[Start of Collected material]

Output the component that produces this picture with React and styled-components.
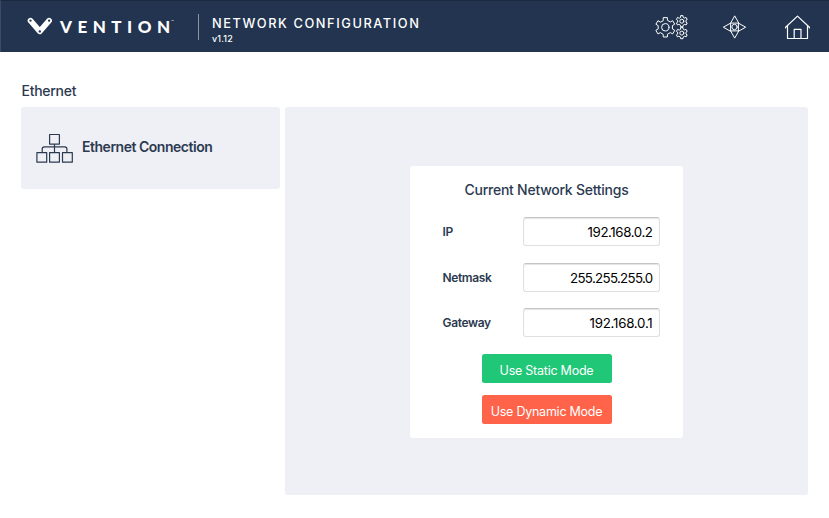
import React from 'react';
import styled, { createGlobalStyle } from 'styled-components';

const GlobalStyle = createGlobalStyle`
  *, *::before, *::after { box-sizing: border-box; }
  body { margin: 0; background: #fff; color: #2c3a50; font-family: Inter, "Liberation Sans", sans-serif; }
  h1, h2, h3, p { margin: 0; font-weight: 500; }
`;

const Page = styled.div`
  height: 518px;
  overflow: hidden;
`;

const Header = styled.header`
  display: flex;
  height: 52px;
  padding-left: 26px;
  color: #fff;
  background: #22344f;
  border-top: 1px solid #1b2a41;
  border-left: 1px solid #3b4b63;
`;

const Brand = styled.div`
  display: flex;
  align-items: flex-start;
  width: 171px;
  padding-top: 16px;
`;

const BrandName = styled.span`
  margin: 1px 0 0 7px;
  font: 900 17px/18px Lato, sans-serif;
  letter-spacing: 5.5px;
  white-space: nowrap;
`;

const LastLetter = styled.span`
  letter-spacing: 0;
`;

const Trademark = styled.span`
  margin: 2px 0 0 1px;
  font: 400 4px/5px Inter, sans-serif;
`;

const Divider = styled.div`
  width: 1px;
  height: 26px;
  margin-top: 13px;
  background: #8994a4;
`;

const TitleBlock = styled.div`
  width: 455px;
  padding: 14px 0 0 13px;
`;

const Title = styled.h1`
  font-size: 12.8px;
  line-height: 17px;
  letter-spacing: 1.58px;
`;

const Version = styled.p`
  margin-top: 1px;
  font-size: 9px;
  line-height: 12px;
  letter-spacing: 0.15px;
`;

const Actions = styled.nav`
  display: flex;
  gap: 35px;
  padding-top: 13px;
`;

const LineIcon = styled.svg`
  display: block;
  flex: none;
  fill: none;
  stroke: currentColor;
  stroke-width: ${(p) => p.$weight || 1};
  stroke-linejoin: round;
  stroke-linecap: round;
`;

const Main = styled.main`
  padding: 30px 21px 0;
`;

const SectionTitle = styled.h2`
  height: 25px;
  padding-left: 0.5px;
  font-size: 14px;
  line-height: 18px;
  letter-spacing: -0.28px;
`;

const Columns = styled.div`
  display: grid;
  grid-template-columns: 259px 523px;
  gap: 5px;
  align-items: start;
`;

const ConnectionCard = styled.section`
  display: flex;
  height: 82px;
  padding: 26px 0 0 15px;
  background: #eff0f6;
  border-radius: 3px;
`;

const ConnectionName = styled.h3`
  margin: 4px 0 0 8px;
  font-size: 14px;
  font-weight: 600;
  line-height: 20px;
  letter-spacing: -0.48px;
`;

const Panel = styled.section`
  display: flex;
  justify-content: center;
  height: 388px;
  padding-top: 59px;
  background: #eff0f6;
  border-radius: 3px;
`;

const SettingsCard = styled.form`
  display: flex;
  flex-direction: column;
  align-items: center;
  width: 273px;
  height: 272px;
  padding-top: 14px;
  background: #fff;
  border-radius: 3px;
`;

const SettingsTitle = styled.h3`
  margin-bottom: 17px;
  font-size: 14px;
  line-height: 20px;
  letter-spacing: -0.25px;
`;

const Field = styled.label`
  display: grid;
  grid-template-columns: 80px 137px;
  align-items: center;
  height: 29px;
  margin: 0 0 16.5px 9px;
  font-size: 12px;
  font-weight: 600;
  letter-spacing: -0.36px;
`;

const Input = styled.input`
  width: 137px;
  height: 29px;
  padding: 1px 6px 0;
  color: #000;
  background: #fff;
  font: 400 13.3px Inter, sans-serif;
  letter-spacing: ${(p) => p.$tracking}px;
  text-align: right;
  border: 1px solid #e0e0e2;
  border-top-color: #c4c5c7;
  border-radius: 3px;
  box-shadow: inset 0 1px 1px #e5e5e5;
  outline: none;
`;

const ModeButton = styled.button`
  width: 130px;
  height: 29px;
  margin-bottom: 12px;
  padding: 5px 0 0;
  color: #fff;
  background: ${(p) => p.$color};
  border: 0;
  border-radius: 2.5px;
  font: 400 12.5px/18px Inter, sans-serif;
  letter-spacing: -0.24px;
`;

const gearPath = (cx, cy, outer, inner, teeth) => {
  const step = (Math.PI * 2) / teeth;
  const points = [];
  for (let i = 0; i < teeth; i += 1) {
    const a = i * step - Math.PI / 2;
    [[-0.28, inner], [-0.2, outer], [0.2, outer], [0.28, inner]].forEach(([t, r]) => {
      points.push(`${(cx + Math.cos(a + t * step) * r).toFixed(2)} ${(cy + Math.sin(a + t * step) * r).toFixed(2)}`);
    });
  }
  return `M${points.join('L')}Z`;
};

const VentionMark = () => (
  <svg width="26" height="19" viewBox="0 0 26 19">
    <path d="M3.5 3.7 12.8 14.3 22.1 3.7" fill="none" stroke="#fff" strokeWidth="5.6" strokeLinecap="round" strokeLinejoin="round" />
    <g fill="#22344f">
      <circle cx="3.5" cy="3.7" r="1.15" />
      <circle cx="22.1" cy="3.7" r="1.15" />
      <circle cx="12.8" cy="14.4" r="1.2" />
    </g>
  </svg>
);

const GearsIcon = () => (
  <LineIcon width="34" height="26" viewBox="0 0 34 26">
    <path d={gearPath(11.3, 13.3, 9.9, 7.3, 6)} />
    <circle cx="11.3" cy="13.3" r="3.7" />
    <path d={gearPath(27.8, 7.2, 5.7, 4.3, 6)} />
    <circle cx="27.8" cy="7.2" r="2" />
    <path d={gearPath(27.8, 19.1, 5.7, 4.3, 6)} />
    <circle cx="27.8" cy="19.1" r="2" />
  </LineIcon>
);

const JogIcon = () => (
  <LineIcon width="26" height="26" viewBox="0 0 26 26">
    <circle cx="11.5" cy="13" r="2.7" />
    <path d="M11.5 2.2 7.6 9.1H15.4ZM11.5 23.8 7.6 16.9H15.4ZM.7 13 7.6 9.1V16.9ZM22.3 13 15.4 9.1V16.9Z" />
  </LineIcon>
);

const HomeIcon = () => (
  <LineIcon width="28" height="27" viewBox="0 0 28 27" $weight={1.2}>
    <path d="M1.6 13.2 13.5 2.1 25.4 13.2V14M1.6 13.2V14M3.5 12V24.5H23.5V12M10.2 24.5V15.3H17V24.5" />
  </LineIcon>
);

const NetworkIcon = () => (
  <LineIcon width="38" height="31" viewBox="0 0 38 31" $weight={1.2}>
    <path d="M13.6 1.5H23.4V11.1H13.6ZM.9 19.6H10.7V29.2H.9ZM13.6 19.6H23.4V29.2H13.6ZM26.5 19.6H36.3V29.2H26.5ZM18.5 11.1V19.6M6.2 19.6V16Q6.2 13.8 8.4 13.8H28.7Q30.9 13.8 30.9 16V19.6" />
  </LineIcon>
);

const fields = [
  { label: 'IP', value: '192.168.0.2', tracking: -0.42 },
  { label: 'Netmask', value: '255.255.255.0', tracking: -0.68 },
  { label: 'Gateway', value: '192.168.0.1', tracking: -0.25 },
];

export default function App() {
  return (
    <Page>
      <GlobalStyle />
      <Header>
        <Brand>
          <VentionMark />
          <BrandName>VENTIO<LastLetter>N</LastLetter></BrandName>
          <Trademark>™</Trademark>
        </Brand>
        <Divider />
        <TitleBlock>
          <Title>NETWORK CONFIGURATION</Title>
          <Version>v1.12</Version>
        </TitleBlock>
        <Actions>
          <GearsIcon />
          <JogIcon />
          <HomeIcon />
        </Actions>
      </Header>
      <Main>
        <SectionTitle>Ethernet</SectionTitle>
        <Columns>
          <ConnectionCard>
            <NetworkIcon />
            <ConnectionName>Ethernet Connection</ConnectionName>
          </ConnectionCard>
          <Panel>
            <SettingsCard>
              <SettingsTitle>Current Network Settings</SettingsTitle>
              {fields.map((f) => (
                <Field key={f.label}>
                  {f.label}
                  <Input defaultValue={f.value} $tracking={f.tracking} />
                </Field>
              ))}
              <ModeButton type="button" $color="#20c777">Use Static Mode</ModeButton>
              <ModeButton type="button" $color="#ff6349">Use Dynamic Mode</ModeButton>
            </SettingsCard>
          </Panel>
        </Columns>
      </Main>
    </Page>
  );
}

[End of Collected material]

What is asked »
Exactly how many lines in the data above contain the word "React"? Respond with the number and nothing more.

Result below »
2